* DATA EXTRACT:
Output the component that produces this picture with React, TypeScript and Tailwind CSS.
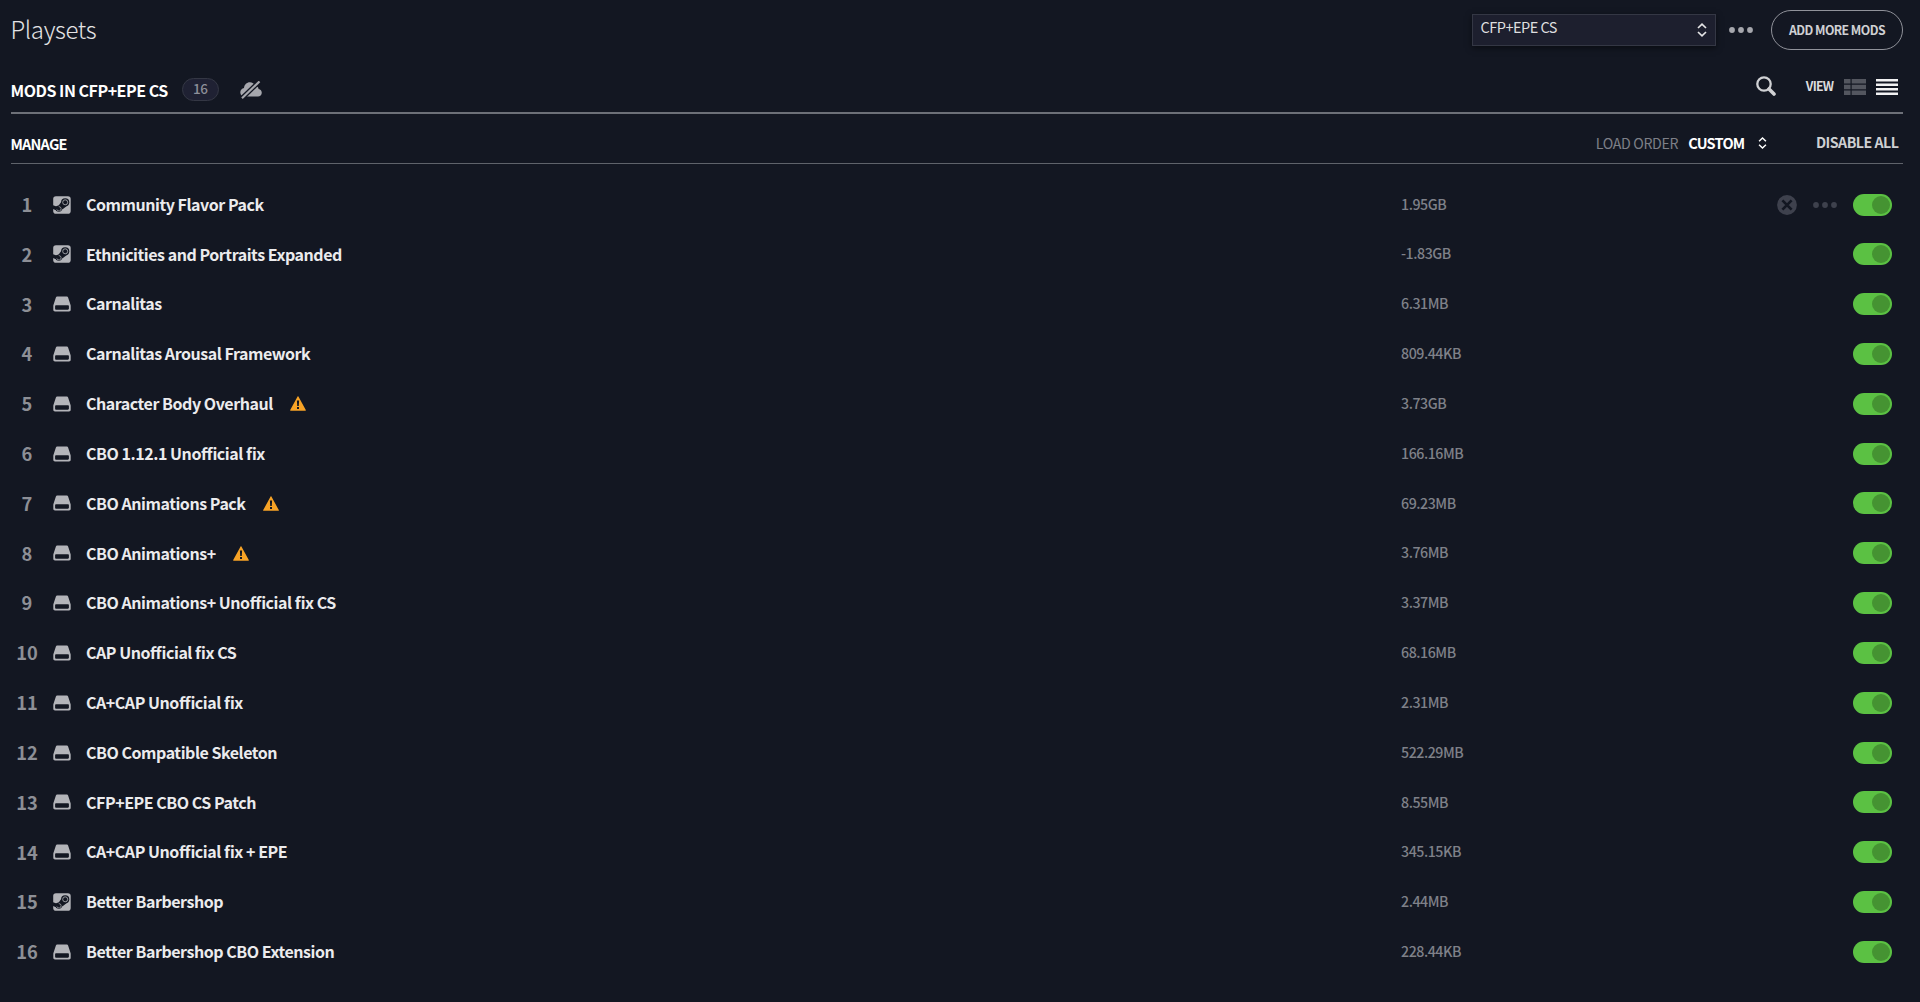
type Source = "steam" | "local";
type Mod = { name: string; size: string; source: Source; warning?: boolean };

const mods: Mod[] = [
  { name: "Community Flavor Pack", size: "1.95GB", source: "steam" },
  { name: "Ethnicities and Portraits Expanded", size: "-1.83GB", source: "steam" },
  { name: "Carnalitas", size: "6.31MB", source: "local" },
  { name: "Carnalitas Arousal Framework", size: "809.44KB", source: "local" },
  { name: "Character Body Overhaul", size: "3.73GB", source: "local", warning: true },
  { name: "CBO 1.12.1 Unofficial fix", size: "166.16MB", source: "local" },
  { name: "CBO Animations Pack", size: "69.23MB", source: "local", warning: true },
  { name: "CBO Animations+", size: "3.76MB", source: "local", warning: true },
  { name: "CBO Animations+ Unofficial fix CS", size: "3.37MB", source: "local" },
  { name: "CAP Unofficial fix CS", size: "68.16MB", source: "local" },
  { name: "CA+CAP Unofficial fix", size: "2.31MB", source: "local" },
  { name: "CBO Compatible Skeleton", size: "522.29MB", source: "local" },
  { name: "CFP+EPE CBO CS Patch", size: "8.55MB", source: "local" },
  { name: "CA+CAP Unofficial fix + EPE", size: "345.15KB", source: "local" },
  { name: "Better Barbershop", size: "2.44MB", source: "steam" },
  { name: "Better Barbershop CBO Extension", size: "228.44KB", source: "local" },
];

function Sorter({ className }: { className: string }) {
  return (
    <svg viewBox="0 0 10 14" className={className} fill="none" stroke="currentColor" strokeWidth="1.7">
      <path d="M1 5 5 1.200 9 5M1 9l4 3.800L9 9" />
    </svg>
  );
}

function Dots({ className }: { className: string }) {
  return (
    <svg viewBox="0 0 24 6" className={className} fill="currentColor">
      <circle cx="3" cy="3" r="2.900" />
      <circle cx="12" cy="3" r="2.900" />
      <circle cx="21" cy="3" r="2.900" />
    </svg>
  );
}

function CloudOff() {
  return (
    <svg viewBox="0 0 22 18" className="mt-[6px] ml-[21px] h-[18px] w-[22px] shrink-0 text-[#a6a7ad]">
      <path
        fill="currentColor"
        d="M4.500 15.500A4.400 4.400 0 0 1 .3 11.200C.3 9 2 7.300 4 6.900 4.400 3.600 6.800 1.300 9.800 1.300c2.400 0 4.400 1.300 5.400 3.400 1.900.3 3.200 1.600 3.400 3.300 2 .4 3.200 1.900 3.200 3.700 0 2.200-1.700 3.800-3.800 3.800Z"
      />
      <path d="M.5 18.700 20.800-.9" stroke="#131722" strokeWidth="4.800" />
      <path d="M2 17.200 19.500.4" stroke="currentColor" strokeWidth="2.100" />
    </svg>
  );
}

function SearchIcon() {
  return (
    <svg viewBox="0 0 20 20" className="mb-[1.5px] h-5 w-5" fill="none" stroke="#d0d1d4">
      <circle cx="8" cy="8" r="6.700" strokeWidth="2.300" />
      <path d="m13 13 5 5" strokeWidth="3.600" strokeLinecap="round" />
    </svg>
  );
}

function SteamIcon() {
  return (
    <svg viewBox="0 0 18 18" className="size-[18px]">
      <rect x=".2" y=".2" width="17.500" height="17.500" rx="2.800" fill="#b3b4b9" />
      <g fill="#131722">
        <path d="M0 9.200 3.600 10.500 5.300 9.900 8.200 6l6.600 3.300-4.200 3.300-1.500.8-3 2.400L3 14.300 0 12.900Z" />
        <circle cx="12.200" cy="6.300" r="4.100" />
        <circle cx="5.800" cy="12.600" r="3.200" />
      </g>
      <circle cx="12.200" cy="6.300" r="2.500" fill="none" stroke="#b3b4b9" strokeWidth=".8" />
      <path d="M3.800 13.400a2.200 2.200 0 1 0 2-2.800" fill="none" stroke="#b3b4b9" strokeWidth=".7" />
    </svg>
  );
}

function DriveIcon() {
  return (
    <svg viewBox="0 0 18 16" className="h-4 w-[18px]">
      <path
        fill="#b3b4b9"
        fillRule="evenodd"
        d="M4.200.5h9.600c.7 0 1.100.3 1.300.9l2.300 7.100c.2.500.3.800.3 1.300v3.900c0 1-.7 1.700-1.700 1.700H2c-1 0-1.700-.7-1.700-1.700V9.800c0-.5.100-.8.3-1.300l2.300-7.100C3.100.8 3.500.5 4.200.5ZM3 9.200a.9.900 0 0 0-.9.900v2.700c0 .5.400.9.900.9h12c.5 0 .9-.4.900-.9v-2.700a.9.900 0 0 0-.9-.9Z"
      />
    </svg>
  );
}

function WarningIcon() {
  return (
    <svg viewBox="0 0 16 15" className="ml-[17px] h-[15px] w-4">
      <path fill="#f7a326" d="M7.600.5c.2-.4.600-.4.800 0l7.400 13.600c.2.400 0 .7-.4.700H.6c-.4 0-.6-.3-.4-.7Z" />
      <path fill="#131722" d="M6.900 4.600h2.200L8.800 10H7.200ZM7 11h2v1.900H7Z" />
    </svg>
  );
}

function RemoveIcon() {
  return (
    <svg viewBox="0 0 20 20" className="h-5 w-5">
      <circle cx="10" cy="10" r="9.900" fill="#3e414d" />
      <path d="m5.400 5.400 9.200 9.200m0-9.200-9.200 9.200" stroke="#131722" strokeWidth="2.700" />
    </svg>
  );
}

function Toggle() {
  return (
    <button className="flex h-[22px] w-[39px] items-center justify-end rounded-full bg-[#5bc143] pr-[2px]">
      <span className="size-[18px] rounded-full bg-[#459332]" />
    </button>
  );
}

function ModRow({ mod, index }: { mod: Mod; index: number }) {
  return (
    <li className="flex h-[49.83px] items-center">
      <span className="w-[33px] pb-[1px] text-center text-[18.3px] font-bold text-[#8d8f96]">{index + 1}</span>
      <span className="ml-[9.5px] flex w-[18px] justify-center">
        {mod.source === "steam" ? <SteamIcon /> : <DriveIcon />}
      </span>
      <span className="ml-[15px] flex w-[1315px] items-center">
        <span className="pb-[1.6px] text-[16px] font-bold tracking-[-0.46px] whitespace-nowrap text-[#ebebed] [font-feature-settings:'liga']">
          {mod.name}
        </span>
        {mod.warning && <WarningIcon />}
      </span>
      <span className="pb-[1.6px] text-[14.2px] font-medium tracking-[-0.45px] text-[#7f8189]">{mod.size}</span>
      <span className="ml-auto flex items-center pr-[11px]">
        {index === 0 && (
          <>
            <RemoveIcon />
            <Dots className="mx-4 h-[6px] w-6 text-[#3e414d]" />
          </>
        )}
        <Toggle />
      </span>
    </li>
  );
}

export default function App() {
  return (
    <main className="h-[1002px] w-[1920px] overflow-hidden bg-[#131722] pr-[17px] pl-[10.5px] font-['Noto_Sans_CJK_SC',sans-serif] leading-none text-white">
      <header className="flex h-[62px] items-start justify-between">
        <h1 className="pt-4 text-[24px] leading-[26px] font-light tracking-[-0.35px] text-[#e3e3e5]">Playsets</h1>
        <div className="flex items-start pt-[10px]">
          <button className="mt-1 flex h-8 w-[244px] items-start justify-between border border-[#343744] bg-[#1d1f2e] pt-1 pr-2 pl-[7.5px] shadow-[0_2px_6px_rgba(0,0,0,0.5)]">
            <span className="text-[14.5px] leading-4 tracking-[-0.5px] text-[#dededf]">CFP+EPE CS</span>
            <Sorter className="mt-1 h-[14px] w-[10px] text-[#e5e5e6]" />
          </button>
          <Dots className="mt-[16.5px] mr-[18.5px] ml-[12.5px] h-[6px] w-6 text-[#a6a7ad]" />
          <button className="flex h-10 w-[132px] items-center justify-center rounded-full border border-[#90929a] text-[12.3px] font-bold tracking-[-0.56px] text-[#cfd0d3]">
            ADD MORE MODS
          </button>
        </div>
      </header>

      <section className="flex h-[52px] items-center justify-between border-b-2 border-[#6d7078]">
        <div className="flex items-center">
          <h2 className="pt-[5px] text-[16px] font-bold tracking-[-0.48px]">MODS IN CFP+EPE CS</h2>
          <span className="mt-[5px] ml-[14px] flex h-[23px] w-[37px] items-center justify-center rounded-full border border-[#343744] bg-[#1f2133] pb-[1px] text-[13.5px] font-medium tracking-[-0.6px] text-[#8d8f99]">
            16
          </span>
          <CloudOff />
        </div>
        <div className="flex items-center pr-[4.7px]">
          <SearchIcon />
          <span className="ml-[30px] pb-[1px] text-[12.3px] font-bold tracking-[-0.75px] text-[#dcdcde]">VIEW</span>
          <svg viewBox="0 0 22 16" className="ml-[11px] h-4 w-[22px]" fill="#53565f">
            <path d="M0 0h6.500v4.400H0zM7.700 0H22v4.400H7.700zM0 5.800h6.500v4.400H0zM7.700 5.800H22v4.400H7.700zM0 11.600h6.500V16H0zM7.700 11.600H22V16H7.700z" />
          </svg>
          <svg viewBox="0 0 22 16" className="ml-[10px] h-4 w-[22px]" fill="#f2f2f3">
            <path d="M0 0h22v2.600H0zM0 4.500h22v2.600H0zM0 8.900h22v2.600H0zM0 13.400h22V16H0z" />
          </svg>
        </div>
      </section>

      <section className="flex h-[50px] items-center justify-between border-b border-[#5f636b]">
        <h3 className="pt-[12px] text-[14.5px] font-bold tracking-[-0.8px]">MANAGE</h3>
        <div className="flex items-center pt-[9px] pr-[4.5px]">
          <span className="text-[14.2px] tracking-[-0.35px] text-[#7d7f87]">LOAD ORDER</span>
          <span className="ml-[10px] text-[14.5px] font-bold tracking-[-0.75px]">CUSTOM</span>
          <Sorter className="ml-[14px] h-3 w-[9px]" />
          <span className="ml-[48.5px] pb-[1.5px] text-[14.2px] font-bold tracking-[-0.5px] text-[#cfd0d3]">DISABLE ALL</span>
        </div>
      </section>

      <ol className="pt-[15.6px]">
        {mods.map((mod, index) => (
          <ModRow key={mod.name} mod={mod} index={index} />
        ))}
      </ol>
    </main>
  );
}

* PROBLEM TO SOLVE: From the first line above down to the line with "string; size: string;", reproduce every line and no others, omitting pictures.

* EXERCISE RESPONSE:
Output the component that produces this picture with React, TypeScript and Tailwind CSS.
type Source = "steam" | "local";
type Mod = { name: string; size: string; source: Source; warning?: boolean };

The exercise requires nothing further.